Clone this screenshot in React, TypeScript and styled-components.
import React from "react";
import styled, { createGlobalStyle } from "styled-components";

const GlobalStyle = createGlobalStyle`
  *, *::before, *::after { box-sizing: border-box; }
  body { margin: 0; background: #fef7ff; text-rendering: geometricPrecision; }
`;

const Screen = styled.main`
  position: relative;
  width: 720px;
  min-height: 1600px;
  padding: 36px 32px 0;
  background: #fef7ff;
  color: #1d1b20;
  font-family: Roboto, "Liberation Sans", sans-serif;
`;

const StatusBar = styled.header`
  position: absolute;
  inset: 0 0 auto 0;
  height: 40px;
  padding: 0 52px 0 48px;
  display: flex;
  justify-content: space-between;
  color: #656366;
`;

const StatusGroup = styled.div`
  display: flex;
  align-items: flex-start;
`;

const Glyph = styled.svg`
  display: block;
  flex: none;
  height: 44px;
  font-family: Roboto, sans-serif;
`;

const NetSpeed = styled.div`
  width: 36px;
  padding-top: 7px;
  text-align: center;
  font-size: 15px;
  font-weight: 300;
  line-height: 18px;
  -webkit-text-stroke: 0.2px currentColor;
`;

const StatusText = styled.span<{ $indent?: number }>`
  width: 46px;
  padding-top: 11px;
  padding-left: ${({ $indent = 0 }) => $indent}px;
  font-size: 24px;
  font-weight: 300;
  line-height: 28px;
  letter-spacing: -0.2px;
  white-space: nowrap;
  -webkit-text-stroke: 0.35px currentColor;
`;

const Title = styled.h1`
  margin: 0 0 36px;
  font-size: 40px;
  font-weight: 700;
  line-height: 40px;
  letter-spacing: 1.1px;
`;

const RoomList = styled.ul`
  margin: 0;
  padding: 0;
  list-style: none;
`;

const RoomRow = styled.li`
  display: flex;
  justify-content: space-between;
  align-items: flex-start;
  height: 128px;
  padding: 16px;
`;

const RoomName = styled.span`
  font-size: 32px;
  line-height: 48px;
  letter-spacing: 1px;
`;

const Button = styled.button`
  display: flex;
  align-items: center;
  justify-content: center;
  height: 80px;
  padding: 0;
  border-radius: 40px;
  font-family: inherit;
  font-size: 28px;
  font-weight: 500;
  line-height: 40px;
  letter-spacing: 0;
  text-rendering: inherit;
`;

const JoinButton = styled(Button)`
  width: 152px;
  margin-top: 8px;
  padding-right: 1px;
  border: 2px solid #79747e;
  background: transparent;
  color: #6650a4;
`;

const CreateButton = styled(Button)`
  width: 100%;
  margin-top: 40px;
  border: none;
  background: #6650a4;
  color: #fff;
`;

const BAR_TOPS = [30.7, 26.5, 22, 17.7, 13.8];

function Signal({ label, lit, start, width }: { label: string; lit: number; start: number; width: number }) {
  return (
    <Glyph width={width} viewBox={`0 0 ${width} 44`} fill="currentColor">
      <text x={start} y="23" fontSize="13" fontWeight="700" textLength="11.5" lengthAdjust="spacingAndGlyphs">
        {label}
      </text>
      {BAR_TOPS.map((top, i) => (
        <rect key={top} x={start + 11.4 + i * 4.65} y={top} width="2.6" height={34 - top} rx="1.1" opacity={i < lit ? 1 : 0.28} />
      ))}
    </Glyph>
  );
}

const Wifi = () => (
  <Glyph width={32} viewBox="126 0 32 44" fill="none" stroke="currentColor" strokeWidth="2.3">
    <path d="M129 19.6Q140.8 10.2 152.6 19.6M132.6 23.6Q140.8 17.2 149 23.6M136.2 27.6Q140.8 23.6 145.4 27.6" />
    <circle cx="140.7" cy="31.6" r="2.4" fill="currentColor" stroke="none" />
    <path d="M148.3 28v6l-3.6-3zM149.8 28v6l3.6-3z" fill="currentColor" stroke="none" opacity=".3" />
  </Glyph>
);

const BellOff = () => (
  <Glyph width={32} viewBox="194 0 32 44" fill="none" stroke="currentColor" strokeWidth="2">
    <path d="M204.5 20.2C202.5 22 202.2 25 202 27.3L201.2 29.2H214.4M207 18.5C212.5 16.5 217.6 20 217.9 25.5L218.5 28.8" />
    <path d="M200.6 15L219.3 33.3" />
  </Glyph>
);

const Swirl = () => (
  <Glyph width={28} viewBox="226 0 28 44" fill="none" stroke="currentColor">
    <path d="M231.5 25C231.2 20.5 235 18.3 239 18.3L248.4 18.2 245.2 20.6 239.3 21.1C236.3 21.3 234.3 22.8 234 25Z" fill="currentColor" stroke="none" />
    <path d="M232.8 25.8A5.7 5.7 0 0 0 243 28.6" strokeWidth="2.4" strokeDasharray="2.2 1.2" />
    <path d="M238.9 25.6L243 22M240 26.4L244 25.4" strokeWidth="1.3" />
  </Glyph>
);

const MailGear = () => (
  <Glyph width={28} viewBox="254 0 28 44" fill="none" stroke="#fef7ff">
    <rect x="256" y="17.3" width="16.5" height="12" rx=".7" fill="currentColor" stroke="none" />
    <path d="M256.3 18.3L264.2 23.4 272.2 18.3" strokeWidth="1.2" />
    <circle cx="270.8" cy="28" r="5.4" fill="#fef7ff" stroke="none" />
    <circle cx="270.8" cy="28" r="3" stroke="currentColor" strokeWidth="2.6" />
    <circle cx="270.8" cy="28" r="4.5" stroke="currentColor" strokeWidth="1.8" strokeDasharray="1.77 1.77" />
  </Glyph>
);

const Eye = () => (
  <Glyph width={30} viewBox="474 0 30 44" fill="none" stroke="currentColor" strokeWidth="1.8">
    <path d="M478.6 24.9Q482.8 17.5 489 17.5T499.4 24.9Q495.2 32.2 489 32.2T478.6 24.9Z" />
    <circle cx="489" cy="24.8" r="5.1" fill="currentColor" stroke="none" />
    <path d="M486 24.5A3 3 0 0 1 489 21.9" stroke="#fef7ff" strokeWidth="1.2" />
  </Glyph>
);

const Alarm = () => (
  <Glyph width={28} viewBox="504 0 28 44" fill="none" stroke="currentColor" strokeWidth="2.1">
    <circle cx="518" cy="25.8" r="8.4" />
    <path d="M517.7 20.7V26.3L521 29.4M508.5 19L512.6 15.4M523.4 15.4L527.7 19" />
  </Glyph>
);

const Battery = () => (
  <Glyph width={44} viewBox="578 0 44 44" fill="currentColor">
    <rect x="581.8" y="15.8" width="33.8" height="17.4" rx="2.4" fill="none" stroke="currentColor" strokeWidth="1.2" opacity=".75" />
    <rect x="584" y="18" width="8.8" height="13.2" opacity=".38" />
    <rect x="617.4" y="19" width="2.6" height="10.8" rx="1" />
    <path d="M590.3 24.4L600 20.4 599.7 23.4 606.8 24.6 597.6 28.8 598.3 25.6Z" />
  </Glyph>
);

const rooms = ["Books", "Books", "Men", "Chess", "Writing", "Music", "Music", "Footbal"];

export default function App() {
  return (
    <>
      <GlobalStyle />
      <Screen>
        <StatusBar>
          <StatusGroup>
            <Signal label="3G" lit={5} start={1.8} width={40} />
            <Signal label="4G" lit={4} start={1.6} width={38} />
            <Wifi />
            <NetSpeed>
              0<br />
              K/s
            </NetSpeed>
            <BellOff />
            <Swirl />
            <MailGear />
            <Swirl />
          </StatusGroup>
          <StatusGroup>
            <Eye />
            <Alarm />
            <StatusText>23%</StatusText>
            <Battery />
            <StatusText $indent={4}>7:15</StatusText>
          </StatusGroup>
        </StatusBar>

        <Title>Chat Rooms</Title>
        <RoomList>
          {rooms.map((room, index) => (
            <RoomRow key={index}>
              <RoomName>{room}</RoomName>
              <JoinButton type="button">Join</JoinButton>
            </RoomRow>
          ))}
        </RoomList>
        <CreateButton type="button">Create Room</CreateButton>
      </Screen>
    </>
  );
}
==*==
» **WHAT YOU WILL DO**:
Copy every line of the listing that contains the word "React".

» **CORRECT RESULT**:
Clone this screenshot in React, TypeScript and styled-components.
import React from "react";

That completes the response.